Organizational Inefficiency

In a classical Six Sigma setting, there are multiple roles involved within improvement projects. Depending on the certification level, they will be either Champion, Leader of the Six Sigma Efforts (Master Black Belt), Central Group Project Leader (Black Belt) or local plant-based project leader. When focusing on the roles that continuously conduct various projects, namely the black and the green belts, it is important to include the nature of their work when assessing their challenges.

Generally, black belts are usually operating within a central operational excellence group where green belts are responsible for improvement projects on plant level. The consequence is that central group experts have a dedicated focus towards globally-conducted improvement projects with special skills in statistical analysis. Local process experts, however, are still heavily involved in the daily business of running a plant which comes with a plethora of tasks while their expertise is more characterized by production process knowledge instead of deeper statistical skills.

Current set-up comes with its fair share of challenges posed for improvement projects on an organizational scale.

Because of this, process experts on plant level often lack the foundation to use the expert-aimed tools within the classical DMAIC cycle (watch our previous mini-webinar to learn more about this), which means that the threshold to start a time-consuming improvement project with MS Excel is very high. Depending on central Six Sigma improvement teams, results in time delays and many improvement options are left unexplored. It also leads to many “island solutions” growing within the organization.

All Hands on Deck

By empowering your subject matter experts with TrendMiner for use within the DMAIC phases, you create one platform for data-driven process improvements that involves all roles, from process engineers to operators to management.

With this approach, everybody knowingly contributes to corporate KPIs through continuous improvement projects. There is also a high-utilization of everyone’s specific skills and a common workflow with a consistent set of tools suited for everyone.

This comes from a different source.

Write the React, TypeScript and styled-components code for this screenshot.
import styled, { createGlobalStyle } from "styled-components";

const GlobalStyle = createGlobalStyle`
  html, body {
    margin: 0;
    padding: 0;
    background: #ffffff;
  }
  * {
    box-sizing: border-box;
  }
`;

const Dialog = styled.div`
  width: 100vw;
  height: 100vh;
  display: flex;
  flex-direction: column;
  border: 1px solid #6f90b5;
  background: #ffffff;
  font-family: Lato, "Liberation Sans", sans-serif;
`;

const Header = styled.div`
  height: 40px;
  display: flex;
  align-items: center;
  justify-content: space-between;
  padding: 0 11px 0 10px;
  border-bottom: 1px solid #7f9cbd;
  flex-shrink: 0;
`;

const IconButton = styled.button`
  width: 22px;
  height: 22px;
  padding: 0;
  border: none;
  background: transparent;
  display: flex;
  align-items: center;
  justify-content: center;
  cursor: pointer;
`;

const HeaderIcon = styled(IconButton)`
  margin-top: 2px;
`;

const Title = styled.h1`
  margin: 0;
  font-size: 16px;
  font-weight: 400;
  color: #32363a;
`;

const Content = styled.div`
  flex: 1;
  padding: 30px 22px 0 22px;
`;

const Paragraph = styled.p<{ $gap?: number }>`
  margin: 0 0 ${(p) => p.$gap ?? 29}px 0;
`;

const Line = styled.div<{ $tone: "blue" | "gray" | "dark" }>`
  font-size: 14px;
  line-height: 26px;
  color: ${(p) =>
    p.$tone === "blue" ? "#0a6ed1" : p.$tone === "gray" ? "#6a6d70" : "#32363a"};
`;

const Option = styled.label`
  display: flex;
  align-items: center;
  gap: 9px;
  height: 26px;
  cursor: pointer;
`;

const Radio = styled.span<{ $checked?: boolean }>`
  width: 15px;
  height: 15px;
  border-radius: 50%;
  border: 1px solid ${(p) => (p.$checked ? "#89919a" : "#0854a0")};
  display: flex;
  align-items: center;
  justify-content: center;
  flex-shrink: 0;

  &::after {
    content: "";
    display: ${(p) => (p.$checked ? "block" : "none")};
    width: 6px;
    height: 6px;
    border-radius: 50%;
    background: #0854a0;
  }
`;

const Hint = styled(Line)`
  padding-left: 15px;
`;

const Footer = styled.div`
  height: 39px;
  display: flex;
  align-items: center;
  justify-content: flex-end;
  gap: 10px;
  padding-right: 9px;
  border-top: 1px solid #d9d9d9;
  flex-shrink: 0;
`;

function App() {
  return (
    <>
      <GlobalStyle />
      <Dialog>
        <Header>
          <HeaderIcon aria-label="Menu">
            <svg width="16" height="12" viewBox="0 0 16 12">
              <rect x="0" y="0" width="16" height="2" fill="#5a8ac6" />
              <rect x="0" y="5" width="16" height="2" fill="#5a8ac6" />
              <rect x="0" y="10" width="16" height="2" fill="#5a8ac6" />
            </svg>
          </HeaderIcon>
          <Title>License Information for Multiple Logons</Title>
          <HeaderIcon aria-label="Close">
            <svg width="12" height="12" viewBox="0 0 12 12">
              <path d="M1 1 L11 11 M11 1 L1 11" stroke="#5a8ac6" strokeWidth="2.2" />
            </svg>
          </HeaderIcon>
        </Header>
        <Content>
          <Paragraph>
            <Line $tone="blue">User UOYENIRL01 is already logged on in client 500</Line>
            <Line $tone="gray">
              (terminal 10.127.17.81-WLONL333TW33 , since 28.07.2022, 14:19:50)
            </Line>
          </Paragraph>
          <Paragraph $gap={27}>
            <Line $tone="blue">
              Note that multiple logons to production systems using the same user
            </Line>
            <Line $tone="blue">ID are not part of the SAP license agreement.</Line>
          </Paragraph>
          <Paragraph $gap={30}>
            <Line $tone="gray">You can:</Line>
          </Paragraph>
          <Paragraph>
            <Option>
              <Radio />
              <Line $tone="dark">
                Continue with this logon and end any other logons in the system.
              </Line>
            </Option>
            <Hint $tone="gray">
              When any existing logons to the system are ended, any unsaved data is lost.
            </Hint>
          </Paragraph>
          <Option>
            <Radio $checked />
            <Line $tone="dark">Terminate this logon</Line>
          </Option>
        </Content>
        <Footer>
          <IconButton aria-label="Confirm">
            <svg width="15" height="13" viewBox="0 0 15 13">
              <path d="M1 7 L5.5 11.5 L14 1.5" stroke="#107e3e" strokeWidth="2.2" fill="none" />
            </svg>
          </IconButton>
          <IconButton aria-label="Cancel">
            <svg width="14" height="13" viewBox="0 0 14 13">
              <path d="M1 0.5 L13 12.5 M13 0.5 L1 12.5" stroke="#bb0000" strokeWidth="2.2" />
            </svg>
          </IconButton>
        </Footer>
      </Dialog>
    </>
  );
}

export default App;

One example of the value of this solution is related to Energy Management. Reduction of carbon footprints is, on some level, on most company’s list of corporate goals. Typically, these continuous improvement initiatives are time-consuming, centrally-led data modeling projects. But now self-service analytics tools can allow subject matter experts, such as process and field engineers, to handle 80% of energy-related cases so can contribute to the corporate goals for reducing the carbon footprint.

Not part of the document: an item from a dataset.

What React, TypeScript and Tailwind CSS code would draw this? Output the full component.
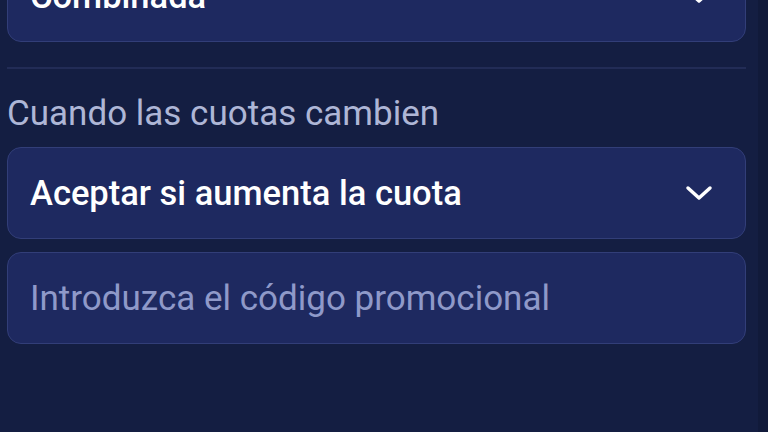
import { useState } from 'react';

function Chevron() {
    return (
        <svg width="28" height="16" viewBox="0 0 28 16" fill="none" className="shrink-0">
            <path d="M3 3 L14 13 L25 3" stroke="#ffffff" strokeWidth="3.5" strokeLinecap="round" strokeLinejoin="round" />
        </svg>
    );
}

function SelectBox({ value, className = '' }: { value: string; className?: string }) {
    return (
        <button
            type="button"
            className={`flex h-[92px] w-full items-center justify-between rounded-[14px] border border-[#323e78] bg-[#1e2960] pr-[32px] pl-[22px] text-left ${className}`}
        >
            <span className="text-[34.5px] leading-[40px] font-medium text-white">{value}</span>
            <Chevron />
        </button>
    );
}

export default function App() {
    const [promo, setPromo] = useState('');

    return (
        <div className="flex h-[432px] w-full overflow-hidden bg-[#111a3a] font-['Roboto',sans-serif]">
            <div className="flex w-[758px] flex-col bg-[#141e42] pr-[12px] pl-[7px]">
                <SelectBox value="Combinada" className="mt-[-50px]" />

                {/* separador */}
                <div className="mt-[25px] h-[2px] w-full bg-[#222c56]" />

                <p className="mt-[25px] text-[35px] leading-[40px] text-[#aeb6d6]">Cuando las cuotas cambien</p>

                <SelectBox value="Aceptar si aumenta la cuota" className="mt-[13px]" />

                <input
                    type="text"
                    value={promo}
                    onChange={(e) => setPromo(e.target.value)}
                    placeholder="Introduzca el código promocional"
                    className="mt-[13px] h-[92px] w-full rounded-[14px] border border-[#323e78] bg-[#1e2960] px-[22px] text-[35px] text-white outline-none placeholder:text-[#8f99c9]"
                />
            </div>
        </div>
    );
}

Read more about reducing your carbon footprint online in recent articles featured in Hart E&P and Chem.info

Whether you are seeking to reduce maintenance costs, improve plant safety, or reduce your carbon footprint – the application of self-service analytics within your continuous Improvement projects will help your organization reach corporate goals faster and more efficiently by empowering one of your most valuable resources: your process and asset experts.